The season of lights. The festival of light. How light gives us hope in darkness! All it takes is one lit candle to change the feel of loss into hope, of dark into light. Just one candle can make all the difference.
As someone who was not raised Jewish, I have often wished that the Hanukkah story had become more secularized—so that we all could have borrowed the faith and devotion and hope from the story of the oil and light lasting the eight days. There is such power in them: faith and devotion and hope.
And somehow no matter how big the occasion or small the occasion, candlelight transforms it into something more powerful, more hopeful, more connected to the history of all people who have had faith and hope. This fall I watched a young friend turn 8 and blow out candles on her cake and you would all recognize the look of anticipation and joy before she blew them out—that look is universal. Her face lit with candlelight.
And here at the holidays—shrouded in lights, after an autumn filled with so much darkness, the question is: can we bring our own light? Can we spark the light in others? Can we connect to the light that inspires us? If we are feeling dark, we can light one, simple, single candle within us?
I think that we always think too big when it comes to faith and devotion and hope. I think we think grand, and we need to think in terms of one single candle. One light that can, and often does, like the oil, last much longer than you can imagine.

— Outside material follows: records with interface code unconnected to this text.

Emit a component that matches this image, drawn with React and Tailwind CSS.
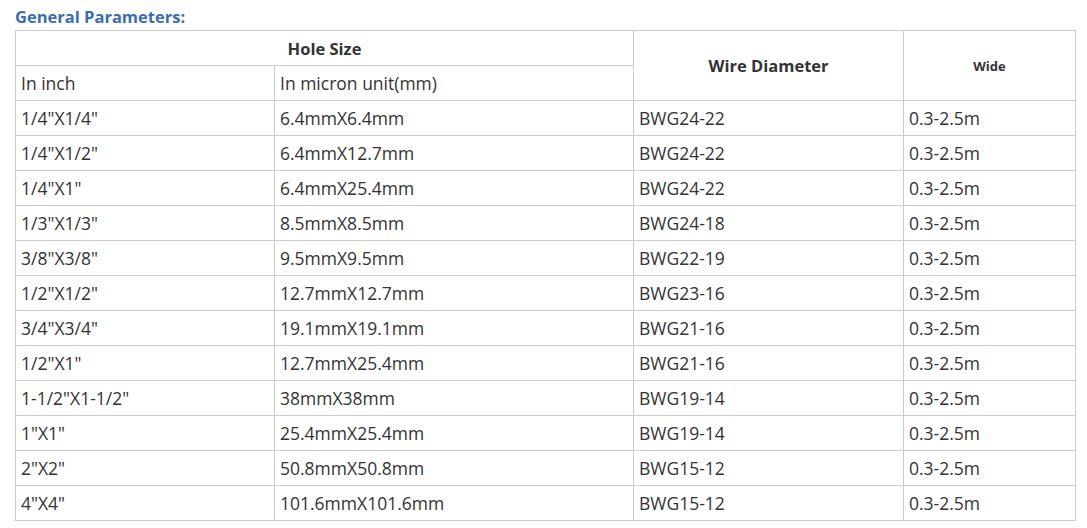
const rows = [
  ['1/4"X1/4"', '6.4mmX6.4mm', 'BWG24-22', '0.3-2.5m'],
  ['1/4"X1/2"', '6.4mmX12.7mm', 'BWG24-22', '0.3-2.5m'],
  ['1/4"X1"', '6.4mmX25.4mm', 'BWG24-22', '0.3-2.5m'],
  ['1/3"X1/3"', '8.5mmX8.5mm', 'BWG24-18', '0.3-2.5m'],
  ['3/8"X3/8"', '9.5mmX9.5mm', 'BWG22-19', '0.3-2.5m'],
  ['1/2"X1/2"', '12.7mmX12.7mm', 'BWG23-16', '0.3-2.5m'],
  ['3/4"X3/4"', '19.1mmX19.1mm', 'BWG21-16', '0.3-2.5m'],
  ['1/2"X1"', '12.7mmX25.4mm', 'BWG21-16', '0.3-2.5m'],
  ['1-1/2"X1-1/2"', '38mmX38mm', 'BWG19-14', '0.3-2.5m'],
  ['1"X1"', '25.4mmX25.4mm', 'BWG19-14', '0.3-2.5m'],
  ['2"X2"', '50.8mmX50.8mm', 'BWG15-12', '0.3-2.5m'],
  ['4"X4"', '101.6mmX101.6mm', 'BWG15-12', '0.3-2.5m'],
]

const cell = 'border border-[#cccccc] h-[35px] px-[5px] pt-[2px] pb-0 align-middle leading-none'

export default function App() {
  return (
    <div className="bg-white min-h-screen pl-[15px] pt-[5px] text-[#333333] font-['Open_Sans',sans-serif]">
      <h2 className="text-[16.5px] leading-[24px] font-bold text-[#3a6db0] m-0">General Parameters:</h2>
      <table className="border-collapse mt-[1px] w-[1060px] table-fixed text-[17.5px]">
        <colgroup>
          <col className="w-[259px]" />
          <col className="w-[359px]" />
          <col className="w-[270px]" />
          <col className="w-[172px]" />
        </colgroup>
        <tbody>
          <tr>
            <td colSpan={2} className={`${cell} text-center font-bold text-[16.5px]`}>Hole Size</td>
            <td rowSpan={2} className={`${cell} text-center font-bold text-[16.5px]`}>Wire Diameter</td>
            <td rowSpan={2} className={`${cell} text-center font-bold text-[13px]`}>Wide</td>
          </tr>
          <tr>
            <td className={cell}>In inch</td>
            <td className={cell}>In micron unit(mm)</td>
          </tr>
          {rows.map((r, i) => (
            <tr key={i}>
              {r.map((c, j) => (
                <td key={j} className={cell}>{c}</td>
              ))}
            </tr>
          ))}
        </tbody>
      </table>
    </div>
  )
}
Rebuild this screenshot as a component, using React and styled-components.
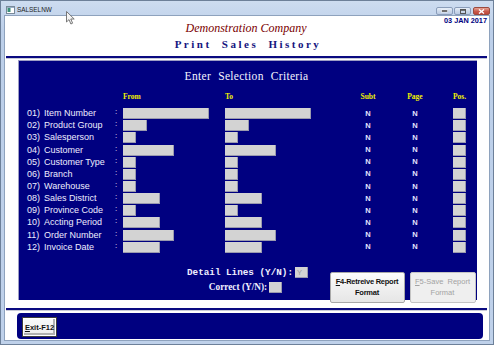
import React from 'react';
import styled, { createGlobalStyle } from 'styled-components';

const Global = createGlobalStyle`
  html, body { margin: 0; padding: 0; background: #fff; overflow: hidden; }
  #root { width: 494px; height: 345px; }
`;

const Window = styled.div`
  position: relative;
  width: 494px;
  height: 345px;
  box-sizing: border-box;
  display: flex;
  flex-direction: column;
  background: linear-gradient(#cddcf0, #bccfe9 30px, #bfd1ea);
  border: 1px solid #6d8099;
  padding: 0 3px 3px 3px;
  font-family: "Liberation Sans", Arial, sans-serif;
`;

const TitleBar = styled.div`
  height: 14px;
  box-sizing: border-box;
  display: flex;
  align-items: center;
  padding: 4px 0 0 2px;
  position: relative;
`;

const AppIcon = styled.svg`
  width: 9px;
  height: 8px;
  margin-right: 2px;
`;

const TitleText = styled.span`
  font-size: 6.4px;
  line-height: 8px;
  color: #1b1b1b;
`;

const Controls = styled.div`
  margin-left: auto;
  align-self: flex-start;
  margin-top: 2px;
  display: flex;
  gap: 1px;
`;

const Ctl = styled.div`
  width: ${p => p.$w}px;
  height: 8px;
  box-sizing: border-box;
  border: 1px solid ${p => (p.$close ? '#9b4a3e' : '#8a9dba')};
  border-radius: 2px;
  background: ${p => (p.$close ? 'linear-gradient(#e7a496, #c9594a 55%, #c0483a)' : 'linear-gradient(#e7eef8, #cbd8ea 55%, #bccce3)')};
  margin-left: ${p => p.$ml || 0}px;
  display: flex;
  align-items: center;
  justify-content: center;
`;

const Cursor = styled.svg`
  position: absolute;
  left: 62px;
  top: 10px;
  width: 10px;
  height: 14px;
`;

const Client = styled.div`
  flex: 1;
  background: #fff;
  border: 1px solid #8ea2bd;
  display: flex;
  flex-direction: column;
`;

const Header = styled.div`
  height: 40px;
  display: grid;
  grid-template-columns: 1fr auto 1fr;
  grid-template-rows: 22px 18px;
  padding-right: 2px;
`;

const Company = styled.div`
  grid-column: 2;
  margin-top: 5px;
  line-height: 14px;
  font-family: "Liberation Serif", "Times New Roman", serif;
  font-style: italic;
  font-size: 12px;
  color: #7a0000;
`;

const DateText = styled.div`
  grid-column: 3;
  justify-self: end;
  line-height: 9px;
  font-size: 7.3px;
  font-weight: bold;
  color: #000080;
`;

const ScreenTitle = styled.div`
  grid-column: 1 / 4;
  text-align: center;
  line-height: 12px;
  font-family: "Liberation Serif", "Times New Roman", serif;
  font-weight: bold;
  font-size: 11px;
  letter-spacing: 2.5px;
  word-spacing: 5px;
  color: #151580;
  padding-left: 4px;
`;

const Rule = styled.div`
  margin: ${p => p.$mt || 0}px 2px 0 1px;
  height: 2px;
  background: #0a0a80;
  border-bottom: 1px solid #c8cad8;
`;

const Panel = styled.div`
  margin: 1px 12px 0 13px;
  height: 240px;
  background: #000080;
  box-shadow: inset 1px 1px 0 #9d9dc4;
  padding-top: 9px;
  box-sizing: border-box;
  display: flex;
  flex-direction: column;
  color: #fff;
`;

const PanelTitle = styled.div`
  text-align: center;
  line-height: 14px;
  font-family: "Liberation Serif", "Times New Roman", serif;
  font-size: 11.5px;
  letter-spacing: 0.3px;
  word-spacing: 4px;
  color: #f4f4ff;
  padding-right: 2px;
`;

const gridCols = `17px 70px 9px 102px 125px 36px 58px 9px 13px`;

const ColHeads = styled.div`
  margin-top: 9px;
  height: 10px;
  display: grid;
  grid-template-columns: ${gridCols};
  padding-left: 9px;
  align-items: center;
`;

const ColHead = styled.div`
  grid-column: ${p => p.$col};
  justify-self: ${p => (p.$center ? 'center' : 'start')};
  font-family: "Liberation Serif", "Times New Roman", serif;
  font-weight: bold;
  font-size: 7.5px;
  line-height: 10px;
  color: #f0f000;
  white-space: nowrap;
`;

const Rows = styled.div`
  margin-top: 5.6px;
  display: grid;
  grid-template-columns: ${gridCols};
  grid-auto-rows: 12.15px;
  align-items: center;
  padding-left: 9px;
`;

const Label = styled.div`
  font-size: 9px;
  line-height: 11px;
  color: #eeeeff;
  white-space: nowrap;
`;

const Colon = styled.div`
  font-size: 8px;
  line-height: 8px;
  color: #eeeeff;
  margin-top: -3px;
  padding-left: 1px;
`;

const Field = styled.div`
  width: ${p => p.$w}px;
  height: 11px;
  box-sizing: border-box;
  background: #d3d3d3;
  box-shadow: inset -1px -1px 0 #9a9aae;
`;

const Flag = styled.div`
  justify-self: center;
  font-size: 7.5px;
  font-weight: bold;
  line-height: 10px;
  color: #e4e4ff;
`;

const Footer = styled.div`
  margin-top: 13.6px;
  display: grid;
  grid-template-columns: 1fr auto 1fr;
`;

const YNBlock = styled.div`
  grid-column: 2;
  display: flex;
  flex-direction: column;
  align-items: center;
  gap: 4px;
`;

const YNRow = styled.div`
  display: flex;
  align-items: center;
  gap: 2px;
  height: 11px;
  padding-right: ${p => p.$pr || 0}px;
`;

const YNLabel = styled.span`
  font-family: ${p => (p.$mono ? '"Liberation Mono", "Courier New", monospace' : '"Liberation Serif", "Times New Roman", serif')};
  font-weight: bold;
  font-size: ${p => p.$size}px;
  color: #f0f0ff;
  white-space: pre;
  line-height: 11px;
`;

const YNBox = styled.div`
  width: 13px;
  height: 11px;
  box-sizing: border-box;
  background: #d3d3d3;
  box-shadow: inset -1px -1px 0 #9a9aae;
  font-size: 7.5px;
  line-height: 11px;
  color: #9c9c9c;
  padding-left: 2px;
`;

const Buttons = styled.div`
  grid-column: 3;
  display: flex;
  gap: 5px;
  margin-left: 21.5px;
  margin-top: 5px;
`;

const Button = styled.div`
  width: ${p => p.$w}px;
  height: 31px;
  box-sizing: border-box;
  background: ${p => (p.$disabled ? '#efefef' : 'linear-gradient(#fdfdfd, #f0f0f0 50%, #e6e6e6)')};
  border: 1px solid ${p => (p.$disabled ? '#c4c4c4' : '#a8a8a8')};
  border-radius: 2px;
  display: flex;
  flex-direction: column;
  align-items: center;
  justify-content: center;
  text-align: center;
  font-size: 7.5px;
  line-height: 11px;
  font-weight: ${p => (p.$disabled ? 'normal' : 'bold')};
  letter-spacing: ${p => (p.$disabled ? '0' : '-0.25px')};
  color: ${p => (p.$disabled ? '#a3a3a3' : '#111')};
  white-space: pre;
`;

const Mn = styled.span`
  text-decoration: underline;
`;

const BottomBar = styled.div`
  margin: 2px 6px 0 12px;
  height: 26px;
  box-sizing: border-box;
  background: #000080;
  border-radius: 4px;
  padding: 4px 5px;
  display: flex;
  align-items: flex-start;
`;

const ExitButton = styled.div`
  width: 35px;
  height: 20px;
  box-sizing: border-box;
  border: 1px solid #3c3c3c;
  background: linear-gradient(#fafafa, #ececec);
  box-shadow: inset 0 0 0 1px #ffffff, inset -1px -1px 0 2px #b0b0b0;
  display: flex;
  align-items: center;
  justify-content: center;
  font-size: 7.5px;
  font-weight: bold;
  color: #111;
`;

const rows = [
  ['01)', 'Item Number', 86],
  ['02)', 'Product Group', 24],
  ['03)', 'Salesperson', 13],
  ['04)', 'Customer', 51],
  ['05)', 'Customer Type', 13],
  ['06)', 'Branch', 13],
  ['07)', 'Warehouse', 13],
  ['08)', 'Sales District', 37],
  ['09)', 'Province Code', 13],
  ['10)', 'Accting Period', 37],
  ['11)', 'Order Number', 51],
  ['12)', 'Invoice Date', 37],
];

export default function App() {
  return (
    <>
      <Global />
      <Window>
        <TitleBar>
          <AppIcon viewBox="0 0 9 8">
            <rect x="0.5" y="0.5" width="8" height="7" fill="#fff" stroke="#7a8a9a" />
            <rect x="1.5" y="2" width="3" height="4" fill="#3b8f7a" />
            <rect x="1" y="1" width="7" height="1" fill="#9ab0c8" />
          </AppIcon>
          <TitleText>SALSELNW</TitleText>
          <Controls>
            <Ctl $w={17}>
              <svg width="7" height="4" viewBox="0 0 7 4"><rect x="0.5" y="1" width="6" height="2" fill="#333" stroke="#fff" strokeWidth="0.6" /></svg>
            </Ctl>
            <Ctl $w={17}>
              <svg width="6" height="5" viewBox="0 0 6 5"><rect x="0.5" y="0.5" width="5" height="4" fill="none" stroke="#555" strokeWidth="1" /><rect x="0.5" y="0.5" width="5" height="1.3" fill="#555" /></svg>
            </Ctl>
            <Ctl $w={17} $close $ml={1}>
              <svg width="7" height="5" viewBox="0 0 7 5"><path d="M1 0.5 L6 4.5 M6 0.5 L1 4.5" stroke="#fff" strokeWidth="1.4" /></svg>
            </Ctl>
          </Controls>
          <Cursor viewBox="0 0 10 14">
            <path d="M0.5 0.5 L0.5 11 L3 8.6 L4.9 13 L6.6 12.2 L4.8 8 L8.2 8 Z" fill="#f4f4f4" stroke="#6a6a6a" strokeWidth="0.9" strokeLinejoin="round" />
          </Cursor>
        </TitleBar>
        <Client>
          <Header>
            <Company>Demonstration Company</Company>
            <DateText>03 JAN 2017</DateText>
            <ScreenTitle>Print Sales History</ScreenTitle>
          </Header>
          <Rule />
          <Panel>
            <PanelTitle>Enter Selection Criteria</PanelTitle>
            <ColHeads>
              <ColHead $col={4}>From</ColHead>
              <ColHead $col={5}>To</ColHead>
              <ColHead $col={6} $center>Subt</ColHead>
              <ColHead $col={7} $center>Page</ColHead>
              <ColHead $col={9} $center>Pos.</ColHead>
            </ColHeads>
            <Rows>
              {rows.map(([num, name, w]) => (
                <React.Fragment key={num}>
                  <Label>{num}</Label>
                  <Label>{name}</Label>
                  <Colon>:</Colon>
                  <Field $w={w} />
                  <Field $w={w} />
                  <Flag>N</Flag>
                  <Flag>N</Flag>
                  <span />
                  <Field $w={13} />
                </React.Fragment>
              ))}
            </Rows>
            <Footer>
              <YNBlock>
                <YNRow>
                  <YNLabel $mono $size={9.3}>Detail Lines (Y/N):</YNLabel>
                  <YNBox>Y</YNBox>
                </YNRow>
                <YNRow $pr={4}>
                  <YNLabel $size={9.3}>Correct (Y/N):</YNLabel>
                  <YNBox />
                </YNRow>
              </YNBlock>
              <Buttons>
                <Button $w={75}>
                  <span><Mn>F</Mn>4-Retreive Report</span>
                  <span>Format</span>
                </Button>
                <Button $w={66} $disabled>
                  <span><Mn>F</Mn>5-Save  Report</span>
                  <span>Format</span>
                </Button>
              </Buttons>
            </Footer>
          </Panel>
          <Rule $mt={8} />
          <BottomBar>
            <ExitButton>
              <span><Mn>E</Mn>xit-F12</span>
            </ExitButton>
          </BottomBar>
        </Client>
      </Window>
    </>
  );
}
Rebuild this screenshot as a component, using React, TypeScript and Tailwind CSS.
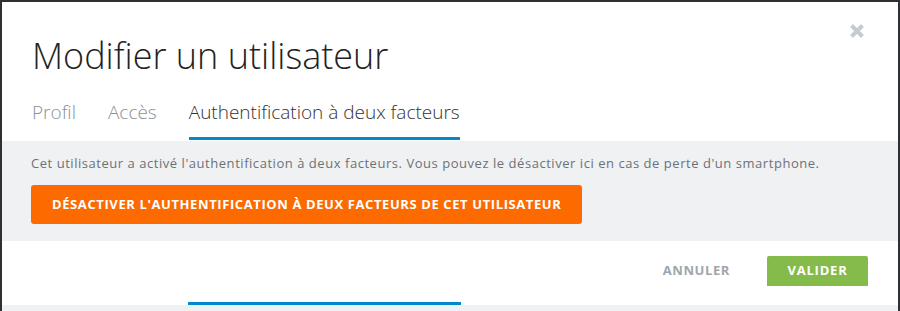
import React from "react";

export default function App() {
  const font = { fontFamily: "'Open Sans', Lato, sans-serif" };
  return (
    <div className="w-[900px] h-[311px] bg-[#2e3033] overflow-hidden [font-variant-ligatures:none]" style={font}>
      <div className="ml-[2px] mt-[2px] w-[896px] h-[309px] bg-white flex flex-col relative">
        <button className="absolute right-[33px] top-[21px] w-[16px] h-[16px] flex items-center justify-center">
          <svg width="16" height="16" viewBox="0 0 16 16">
            <path d="M2.5 2.5 L13.5 13.5 M13.5 2.5 L2.5 13.5" stroke="#c5cbd0" strokeWidth="4" strokeLinecap="butt" />
          </svg>
        </button>
        <div className="px-[30px]">
          <h1 className="text-[36px] leading-[44px] font-light text-[#222] pt-[32px]">Modifier un utilisateur</h1>
          <div className="flex gap-[32px] mt-[22px] text-[19px] leading-[24px] font-light">
            <div className="text-[#8a9197] pb-[16px]">Profil</div>
            <div className="text-[#8a9197] pb-[16px]">Accès</div>
            <div className="text-[#333] pb-[13px] border-b-[3px] border-[#0288cc]">Authentification à deux facteurs</div>
          </div>
        </div>
        <div className="mt-[1px] bg-[#f0f1f3] h-[100px] px-[29px] pt-[13px]">
          <p className="text-[13px] leading-[18px] text-[#6c7176] tracking-[0.54px]">
            Cet utilisateur a activé l'authentification à deux facteurs. Vous pouvez le désactiver ici en cas de perte d'un smartphone.
          </p>
          <button className="mt-[13px] h-[39px] px-[21px] bg-[#fd6a00] rounded-[3px] text-white font-bold text-[13px] uppercase tracking-[0.6px]">
            Désactiver l'authentification à deux facteurs de cet utilisateur
          </button>
        </div>
        <div className="h-[61px] flex justify-end items-start pt-[15px] pr-[30px] gap-[37px]">
          <button className="h-[30px] text-[13px] font-bold text-[#9ea6ad] uppercase tracking-[0.6px]">Annuler</button>
          <button className="h-[30px] w-[101px] bg-[#85bb4b] rounded-t-[2px] text-[13px] font-bold text-white uppercase tracking-[0.8px]">Valider</button>
        </div>
        <div className="h-[3px] pl-[186px]">
          <div className="w-[273px] h-[3px] bg-[#0288cc]" />
        </div>
        <div className="flex-1 bg-[#f0f1f3]" />
      </div>
    </div>
  );
}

You can use any light within you to light the candles around you. You can use the love of anything that brings you joy: your relationships, your work, your pets—whatever warms your heart. And then you can bring that light to another and warm their heart. I have so many memories of people who I didn’t know, who smiled at me as I came out of a building, or into work, and they changed my day. They made me feel seen, and loved, and “okay” on days that I didn’t feel that way. They took their light, and lit my candle. In such small increments you can bring light: to the people near you, to the person waiting in line with you, to the cashier, to the toll taker on the Jersey turnpike. Wherever. Light a candle. Bring your warmth.
Edith Wharton said that there are two ways of spreading light: to be the candle or the mirror that reflects it—so if this is a year that you can’t seem to light your own candles or anyone else’s—then do what you can to reflect any light you see. Just take in what you can, reflect what you can and reconnect with your light. We all have those years—when the best we can do is reflect.
This time of year can be so busy, and come with so much expectation. There can be moments of such longing, for people, for times past, for expectation unfulfilled—as well as real feelings of sacrifice and hardship and loss. You can’t fix it or fill it or change it—not all at once, if at all. But you can bring some light to it. You can bring your light to it. And the world will be warmer. And more hopeful.